At first all goes to plan, as Bingley is instantly bowled over by Jane’s charms. Head of House Charlotte R channels Hugh Laurie in a delightful performance that paints Bingley as a thoroughly good chap. The object of his affection is equally smitten, and Tabitha W winsomely captures Jane’s tender-heart and sincerity. The only fly in the ointment is Bingley’s snide sister, Caroline, played with Grecian poise and icy sang-froid by Rose F. Horrified to find herself surrounded by country bumpkins, she clings to Darcy, the man she is hell-bent on snaring for herself. And we can see why.

Striding across the stage with flashing eyes and thigh high boots, Imogen M is every bit the brooding heartthrob. Her nuanced performance is a masterclass in the raised eyebrow and she fully conveys first Darcy’s snobbish disdain, then his bewilderment at falling head-over-heels in love with Elizabeth.

The plot rollicks along with sight-gags aplenty as we watch Georgina’s witty and astute Elizabeth do battle with a host of characters determined to manoeuvre her into matrimony. A scene-stealing Hattie A had the audience in stitches as the strutting egotist Mr Collins, who is due to inherit Mr Bennet’s estate. Desperate to persuade him to marry one of her daughters “You can have any of them – or all of them – whatever!” Mrs Bennet is deaf to Elizabeth’s refusal to wed the oafish Collins, until an unlikely figure rides to the rescue – Mr Darcy.

Under the spell of a slow dance and disco lights, we see Darcy’s heart melt. It’s an impressively nuanced moment in two tour de force performances from Imogen and Georgina.

There’s still both pride and prejudice to overcome, however, and in swaggers Morgan S as the dashing Wickham. Elizabeth’s head is turned by his charisma, and along with the whole town she falls hook-line-and-sinker for Wickham’s tall-tale that the ‘villainous’ Darcy deprived him of his inheritance. Meanwhile, Jane’s romance comes to a dramatic halt as Caroline whisks Bingley back off to London, leaving a forlorn Jane waiting at home, every day, by the door, in case someone (anyone) should write.

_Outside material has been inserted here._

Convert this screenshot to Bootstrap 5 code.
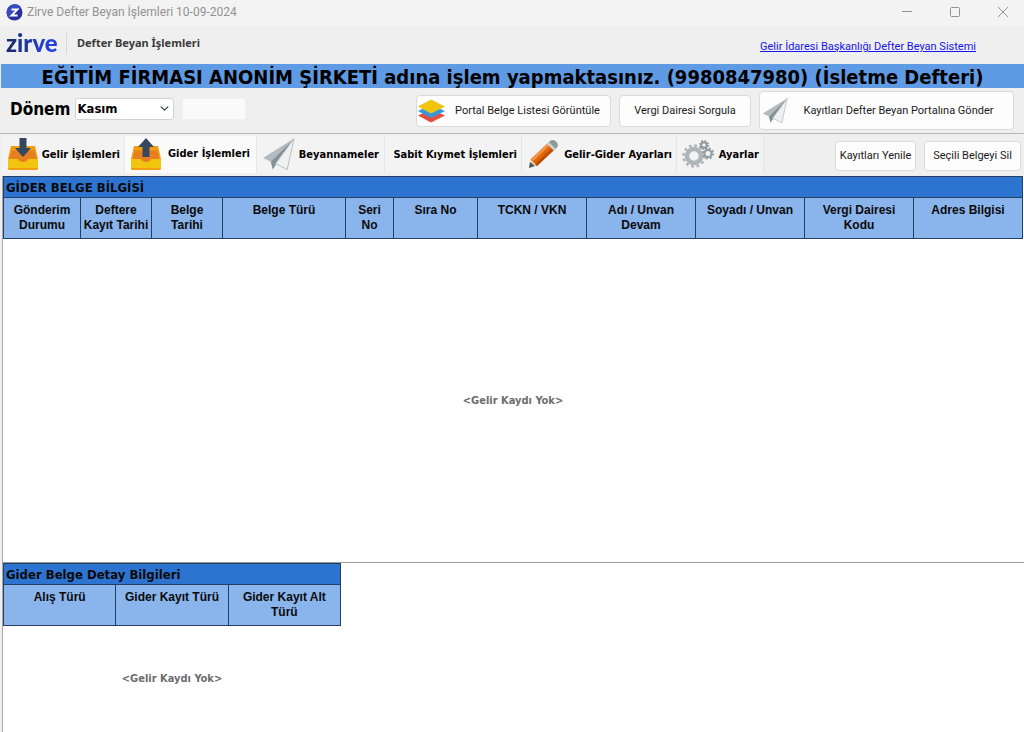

Saved from Mr Collins’ clutches only to see her best friend Charlotte Lucas marry him, Elizabeth visits Rosings Park, home of his patroness Lady Catherine de Burgh. In an evening of grand entrances, Hetta H took us to new heights as Lady Catherine, swooping across the stage in voluminous panniers that matched her Wagnerian tone. Every bit the Grande Dame, Hetta captured the character’s imperiousness to a ‘t’, oblivious to the effect she has on Elizabeth when she reveals that it was Darcy who tore Bingley from Jane by convincing him that the Bennets are gold-diggers.

The evening had more in store with in-jokes aplenty for Austen aficionados with a refreshingly original take on Darcy’s proposal to Elizabeth and a sequence where the servants cheekily try to coax Darcy to take a dip in the lake. At last, love reigns triumphant when Darcy redeems himself by rescuing the youngest Bennet sister, Lydia, from an elopement with Whickham.

With both Jane and Elizabeth happily hitched to their true love, the final showstopping moment of the night comes from Victoria K as the studious Mary. Banished to the side-lines for her poor form at the piano forte, Mary returns to close out the show, resplendent in sequins and transformed from hapless helpmeet to husky jazz singer.

It makes a fittingly uplifting end to a production rich in a dazzling variety of comic performances and empowering messages.